Labour ministers meeting

Paula Lehtomäki participated at the Labour Ministers' meeting in Reykjavik in March 2019. Here she is next to the then Sweden's Minister for Employment Ylva Johansson, who later became an EU Commissioner, sharing a joke with the ILO Director-General Guy Ryder, who was also invited. Photo: Björn Lindahl

That is why nearly 40% of her working hours in 2019 were spent travelling – mostly to Iceland, which then held the Presidency of the Nordic Council of Ministers. In 2020 Denmark has taken the helm, which means Paula Lehtomäki’s travel calendar is more manageable. She now only has to walk across the street from the Nordic Council of Ministers to Slotsholmen, home to the offices of the Danish Prime Minister, when she for instance needs to attend a meeting with Nordic Prime Ministers. 

A team player

Paula Lehtomäki is a natural team player, which she says can be seen in her leadership style at the Nordic Council of Ministers. 

“As a leader, I am a team player and very collegial. As leader I have responsibilities, but I really appreciate the exchange of ideas and discussions. I have very competent colleagues, and they should not simply follow orders because I am their boss. They should speak their mind and ask if they have questions about anything I do.” 

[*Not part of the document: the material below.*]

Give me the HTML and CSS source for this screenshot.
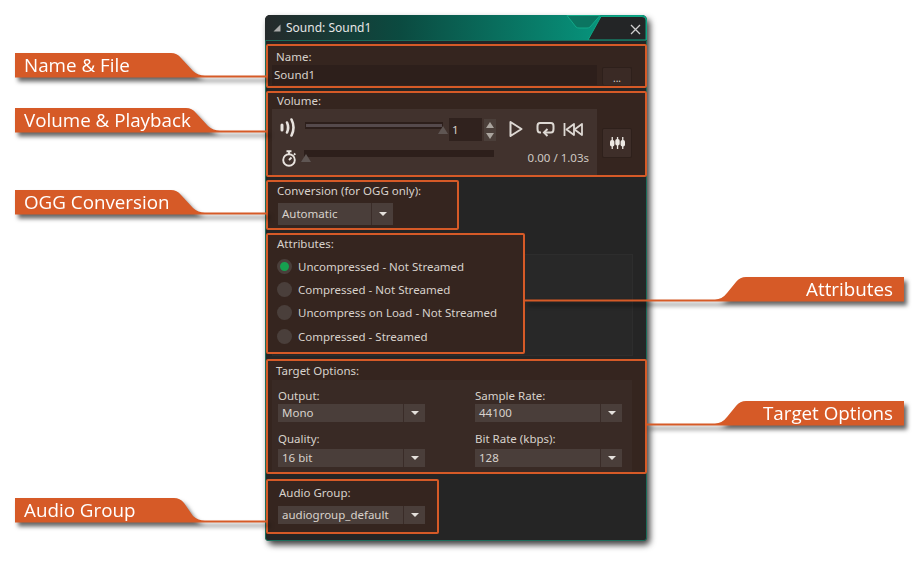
FILE: index.html
```html
<!DOCTYPE html>
<html>
<head>
    <title>Sound Editor</title>
    <link rel="stylesheet" href="styles.css">
</head>
<body>
<div class="stage">
    <div class="window">
        <div class="titlebar">
            <svg class="collapse" width="8" height="8" viewBox="0 0 8 8"><path d="M7.500 .5V7.500H.5Z" fill="#a9a9a9"/></svg>
            <span class="title">Sound: Sound1</span>
            <svg class="notch" width="83" height="25" viewBox="0 0 83 25">
                <path d="M3 .5H36L26 12Q25 13 23 13H15Q13 13 12 12Z" fill="#0b7561" stroke="#12a888"/>
                <path d="M37 1.500H78Q82 1.500 82 5V25H24Z" fill="#232526" stroke="#10a583"/>
                <path d="M67 10L76 19M76 10L67 19" stroke="#cfcfcf" stroke-width="1.300" fill="none"/>
            </svg>
        </div>
        <div class="content">
            <section class="box box-name">
                <div class="label">Name:</div>
                <div class="name-row">
                    <div class="text-input">Sound1</div>
                    <div class="btn btn-dots">...</div>
                </div>
            </section>

            <section class="box box-volume">
                <div class="label">Volume:</div>
                <div class="volume-row">
                    <div class="inner volume-inner">
                        <div class="vol-top">
                            <svg class="ico-speaker" width="16" height="19" viewBox="0 0 16 19" fill="none" stroke="#e8e3de" stroke-linecap="round">
                                <path d="M2 7V12" stroke-width="3"/>
                                <path d="M7 4.500Q9.300 9.500 7 14.500" stroke-width="2.600"/>
                                <path d="M11.500 1.500Q15.500 9.500 11.500 17.500" stroke-width="2.600"/>
                            </svg>
                            <div class="track track-volume"><i class="fill"></i><i class="thumb thumb-end"></i></div>
                            <div class="number">1</div>
                            <div class="spin">
                                <span class="spin-btn"><i class="tri-up"></i></span>
                                <span class="spin-btn"><i class="tri-down"></i></span>
                            </div>
                            <svg class="ico-play" width="14" height="18" viewBox="0 0 14 18"><path d="M1.500 2L12.500 9L1.500 16Z" fill="none" stroke="#ddd8d3" stroke-width="2" stroke-linejoin="round"/></svg>
                            <svg class="ico-loop" width="19" height="16" viewBox="0 0 19 16" fill="none" stroke="#ddd8d3" stroke-width="2"><path d="M5 11.500H4Q1.500 11.500 1.500 8V5Q1.500 2 4 2H15Q17.500 2 17.500 5V8Q17.500 11.500 15 11.500H9"/><path d="M11.500 8L8 11.500L11.500 15"/></svg>
                            <svg class="ico-back" width="20" height="15" viewBox="0 0 20 15" fill="none" stroke="#ddd8d3" stroke-width="1.800" stroke-linejoin="round"><path d="M1.500 1V14"/><path d="M11 2L3.500 7.500L11 13Z"/><path d="M19 2L11.500 7.500L19 13Z"/></svg>
                        </div>
                        <div class="vol-bottom">
                            <svg class="ico-timer" width="16" height="17" viewBox="0 0 16 17" fill="none" stroke="#e8e3de" stroke-width="1.900"><circle cx="8" cy="10" r="5.800"/><path d="M5.500 1.200H10.500M8 1.500V4M13 3.500L14.300 4.800M8 10L10.500 7.500"/></svg>
                            <div class="track track-time"><i class="thumb thumb-start"></i></div>
                            <div class="time">0.00 / 1.03s</div>
                        </div>
                    </div>
                    <div class="btn btn-mixer">
                        <svg width="15" height="12" viewBox="0 0 15 12" fill="#ece8e3">
                            <rect x="1.600" y="0" width="1.300" height="12"/><rect x="6.900" y="0" width="1.300" height="12"/><rect x="12.100" y="0" width="1.300" height="12"/>
                            <rect x="0" y="3" width="4.400" height="6.500" rx="1.800"/><rect x="5.300" y="2" width="4.400" height="6.500" rx="1.800"/><rect x="10.600" y="3" width="4.400" height="6.500" rx="1.800"/>
                        </svg>
                    </div>
                </div>
            </section>

            <section class="box box-conversion">
                <div class="label">Conversion (for OGG only):</div>
                <div class="select select-conv"><span class="value">Automatic</span><span class="arrow"><i class="tri-down"></i></span></div>
            </section>

            <div class="attr-wrap">
                <div class="inner attr-back"></div>
                <section class="box box-attributes">
                    <div class="label">Attributes:</div>
                    <div class="radio radio-first"><i class="dot on"></i>Uncompressed - Not Streamed</div>
                    <div class="radio"><i class="dot"></i>Compressed - Not Streamed</div>
                    <div class="radio"><i class="dot"></i>Uncompress on Load - Not Streamed</div>
                    <div class="radio"><i class="dot"></i>Compressed - Streamed</div>
                </section>
            </div>

            <section class="box box-target">
                <div class="label">Target Options:</div>
                <div class="inner target-inner">
                    <div class="field">
                        <div class="field-label">Output:</div>
                        <div class="select"><span class="value">Mono</span><span class="arrow"><i class="tri-down"></i></span></div>
                    </div>
                    <div class="field">
                        <div class="field-label">Sample Rate:</div>
                        <div class="select"><span class="value">44100</span><span class="arrow"><i class="tri-down"></i></span></div>
                    </div>
                    <div class="field field-low">
                        <div class="field-label">Quality:</div>
                        <div class="select"><span class="value">16 bit</span><span class="arrow"><i class="tri-down"></i></span></div>
                    </div>
                    <div class="field field-low">
                        <div class="field-label">Bit Rate (kbps):</div>
                        <div class="select"><span class="value">128</span><span class="arrow"><i class="tri-down"></i></span></div>
                    </div>
                </div>
            </section>

            <section class="box box-audio">
                <div class="label">Audio Group:</div>
                <div class="select"><span class="value">audiogroup_default</span><span class="arrow"><i class="tri-down"></i></span></div>
            </section>
        </div>
    </div>

    <!-- callouts -->
    <div class="callout c-name">
        <svg width="252" height="25" viewBox="0 0 252 25"><path d="M0 0H156Q162 0 166 5L178 18Q183 22.500 190 22.500H252V24.500H0Z" fill="#d65a27"/></svg>
        <span>Name &amp; File</span>
    </div>
    <div class="callout c-volume">
        <svg width="252" height="25" viewBox="0 0 252 25"><path d="M0 0H171Q177 0 181 5L193 18Q198 22.500 205 22.500H252V24.500H0Z" fill="#d65a27"/></svg>
        <span>Volume &amp; Playback</span>
    </div>
    <div class="callout c-ogg">
        <svg width="252" height="25" viewBox="0 0 252 25"><path d="M0 0H156Q162 0 166 5L178 18Q183 22.500 190 22.500H252V24.500H0Z" fill="#d65a27"/></svg>
        <span>OGG Conversion</span>
    </div>
    <div class="callout c-audio">
        <svg width="252" height="25" viewBox="0 0 252 25"><path d="M0 0H159Q165 0 169 5L178 18Q183 22.500 190 22.500H252V24.500H0Z" fill="#d65a27"/></svg>
        <span>Audio Group</span>
    </div>
    <div class="callout callout-right c-attr">
        <svg width="379" height="25" viewBox="0 0 379 25"><path d="M379 0H221Q215 0 211 5L202 16Q197 22.500 190 22.500H0V24.500H379Z" fill="#d65a27"/></svg>
        <span>Attributes</span>
    </div>
    <div class="callout callout-right c-target">
        <svg width="258" height="25" viewBox="0 0 258 25"><path d="M258 0H100Q94 0 90 5L81 16Q76 22.500 69 22.500H0V24.500H258Z" fill="#d65a27"/></svg>
        <span>Target Options</span>
    </div>
</div>
</body>
</html>
```

FILE: styles.css
```css
* {
    box-sizing: border-box;
}
body {
    margin: 0;
    background-color: #ffffff;
    font-family: "Noto Sans", "Open Sans", sans-serif;
    font-size: 11.5px;
    color: #d8d2cc;
}
.stage {
    position: relative;
    width: 923px;
    height: 566px;
    padding: 15px 0 0 265px;
    overflow: hidden;
}

/* window */
.window {
    width: 382px;
    height: 526px;
    border-radius: 5px;
    background-color: #252525;
    box-shadow: 3px 4px 6px rgba(0, 0, 0, 0.75);
}
.titlebar {
    position: relative;
    display: flex;
    align-items: center;
    height: 25px;
    padding-left: 8px;
    border-radius: 5px 5px 0 0;
    background: linear-gradient(90deg, #252a2b 0%, #0b4a40 35%, #079079 85%, #0aa586 100%);
}
.collapse {
    margin-right: 5px;
}
.title {
    font-size: 12px;
    color: #e6e6e6;
}
.notch {
    position: absolute;
    right: 0;
    top: 0;
}
.content {
    height: 501px;
    padding: 3px 0 0 0;
    border: 1px solid #1b6d5a;
    border-radius: 0 0 3px 3px;
    background-color: #252525;
}

/* orange outlined groups */
.box {
    margin-right: -1px;
    border: 2px solid #d65a27;
    border-radius: 2px;
    background-color: #35251f;
}
.label {
    padding-left: 8px;
    line-height: 16px;
}
.inner {
    background-color: #41322d;
}
.box-name {
    height: 44px;
    padding-top: 3px;
    margin-bottom: 3px;
}
.name-row {
    display: flex;
    padding-left: 4px;
}
.text-input {
    width: 325px;
    height: 20px;
    padding-left: 2px;
    line-height: 19px;
    background-color: #2d1f1b;
}
.btn {
    display: flex;
    align-items: center;
    justify-content: center;
    width: 30px;
    border: 1px solid #2e201b;
    border-radius: 2px;
    background-color: #3a2a25;
}
.btn-dots {
    height: 18px;
    margin: 2px 0 0 5px;
    padding-top: 3px;
    border-bottom: 0;
    font-size: 10px;
}

.box-volume {
    height: 86px;
    margin-bottom: 3px;
}
.box-volume .label,
.box-conversion .label,
.box-attributes .label {
    padding-left: 9px;
}
.volume-row {
    display: flex;
    padding-left: 4px;
}
.volume-inner {
    width: 325px;
    height: 66px;
    padding: 8px 0 0 8px;
}
.btn-mixer {
    width: 30px;
    height: 30px;
    margin: 19px 0 0 5px;
    background-color: #3e2e29;
}
.vol-top {
    display: flex;
    align-items: flex-start;
}
.ico-speaker {
    margin: 1px 9px 0 0;
}
.track {
    position: relative;
    height: 7px;
    background-color: #2d1f1b;
}
.track-volume {
    width: 138px;
    margin-top: 5px;
    padding: 2px 1px;
}
.fill {
    display: block;
    height: 3px;
    background-color: #554a4c;
}
.thumb {
    position: absolute;
    top: 4px;
    width: 0;
    height: 0;
    border-left: 5.500px solid transparent;
    border-right: 5.500px solid transparent;
    border-bottom: 8px solid #5f5653;
}
.thumb-end {
    right: -5px;
}
.thumb-start {
    left: -3px;
}
.number {
    width: 33px;
    height: 23px;
    margin: 1px 0 0 6px;
    padding-left: 3px;
    line-height: 23px;
    background-color: #30221e;
}
.spin {
    display: flex;
    flex-direction: column;
    width: 12px;
    margin: 2px 13px 0 2px;
}
.spin-btn {
    display: flex;
    align-items: center;
    justify-content: center;
    height: 11px;
    background-color: #4b3f3a;
}
.tri-up,
.tri-down {
    display: block;
    width: 0;
    height: 0;
    border-left: 4px solid transparent;
    border-right: 4px solid transparent;
}
.tri-up {
    border-bottom: 6px solid #aaa49e;
}
.tri-down {
    border-top: 4px solid #e4e0dc;
}
.spin .tri-down {
    border-top: 6px solid #aaa49e;
}
.ico-play {
    margin: 3px 13px 0 0;
}
.ico-loop {
    margin: 4px 8px 0 0;
}
.ico-back {
    margin-top: 5px;
}
.vol-bottom {
    display: flex;
    align-items: flex-start;
    margin-top: 9px;
}
.ico-timer {
    margin: 0 7px 0 1px;
}
.track-time {
    width: 190px;
}
.time {
    width: 95px;
    text-align: right;
    line-height: 16px;
    color: #cfc9c3;
}

.box-conversion {
    width: 193px;
    height: 50px;
    margin-bottom: 3px;
    padding-top: 1px;
}
.select {
    display: flex;
    width: 147px;
    height: 18px;
    margin-left: 10px;
    line-height: 18px;
    background-color: #4a3e3a;
}
.value {
    flex: 1;
    padding-left: 4px;
}
.arrow {
    display: flex;
    align-items: center;
    justify-content: center;
    width: 22px;
    margin-left: 1px;
    border-left: 1px solid #3a2c28;
}
.select-conv {
    width: 115px;
    height: 22px;
    margin-top: 4px;
    line-height: 22px;
}

.attr-wrap {
    position: relative;
    margin-bottom: 5px;
}
.attr-back {
    position: absolute;
    left: 6px;
    top: 21px;
    width: 361px;
    height: 102px;
    border: 1px solid #2d2d2d;
    background-color: #282828;
}
.box-attributes {
    position: relative;
    width: 259px;
    height: 121px;
    padding-top: 1px;
}
.radio {
    display: flex;
    align-items: center;
    height: 23.300px;
    padding-left: 9px;
}
.radio-first {
    margin-top: 2px;
    height: 24px;
}
.dot {
    display: block;
    width: 15px;
    height: 15px;
    margin-right: 6px;
    border-radius: 50%;
    background-color: #4a3f3b;
}
.dot.on {
    border: 3px solid #4a3f3b;
    background-color: #16a050;
}

.box-target {
    height: 115px;
    margin-bottom: 5px;
    padding-top: 2px;
}
.target-inner {
    display: grid;
    grid-template-columns: 197px 147px;
    grid-auto-rows: 43px;
    width: 360px;
    height: 92px;
    margin: 1px 0 0 4px;
    padding: 8px 0 0 6px;
    background-color: #392a25;
}
.field-label {
    line-height: 16px;
}
.field-low .field-label {
    padding-bottom: 2px;
    height: 18px;
}
.field .select {
    margin-left: 0;
}

.box-audio {
    width: 173px;
    height: 55px;
    padding-top: 4px;
}
.box-audio .label {
    padding-left: 11px;
}
.box-audio .select {
    margin-top: 5px;
}

/* callouts */
.callout {
    position: absolute;
    filter: drop-shadow(3px 4px 2px rgba(0, 0, 0, 0.6));
}
.callout svg {
    display: block;
}
.callout span {
    position: absolute;
    left: 9px;
    top: 0;
    font-family: "Open Sans", sans-serif;
    font-size: 18.800px;
    line-height: 25px;
    color: #ffffff;
    white-space: nowrap;
}
.callout-right span {
    left: auto;
    right: 11px;
}
.c-name {
    left: 15px;
    top: 53px;
}
.c-volume {
    left: 15px;
    top: 108px;
}
.c-ogg {
    left: 15px;
    top: 190px;
}
.c-audio {
    left: 15px;
    top: 498px;
}
.c-attr {
    left: 525px;
    top: 277px;
}
.c-target {
    left: 646px;
    top: 401px;
}
```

As part of her role as leader, she also thinks it is important to create space for more cross-sectoral cooperation internally at the Nordic Council of Ministers. This is necessary when you want to support the Nordic countries’ cooperation in policy areas like climate and integration.

“There has been a tradition for working in silos. Some concentrated on the labour market, others on culture, but an increasing number of important issues for the Nordics demands an ability to work across sectors. To do this you need the culture change which we have already started, and I want to push for even more cross-sectoral cooperation – including inside our own organisation.”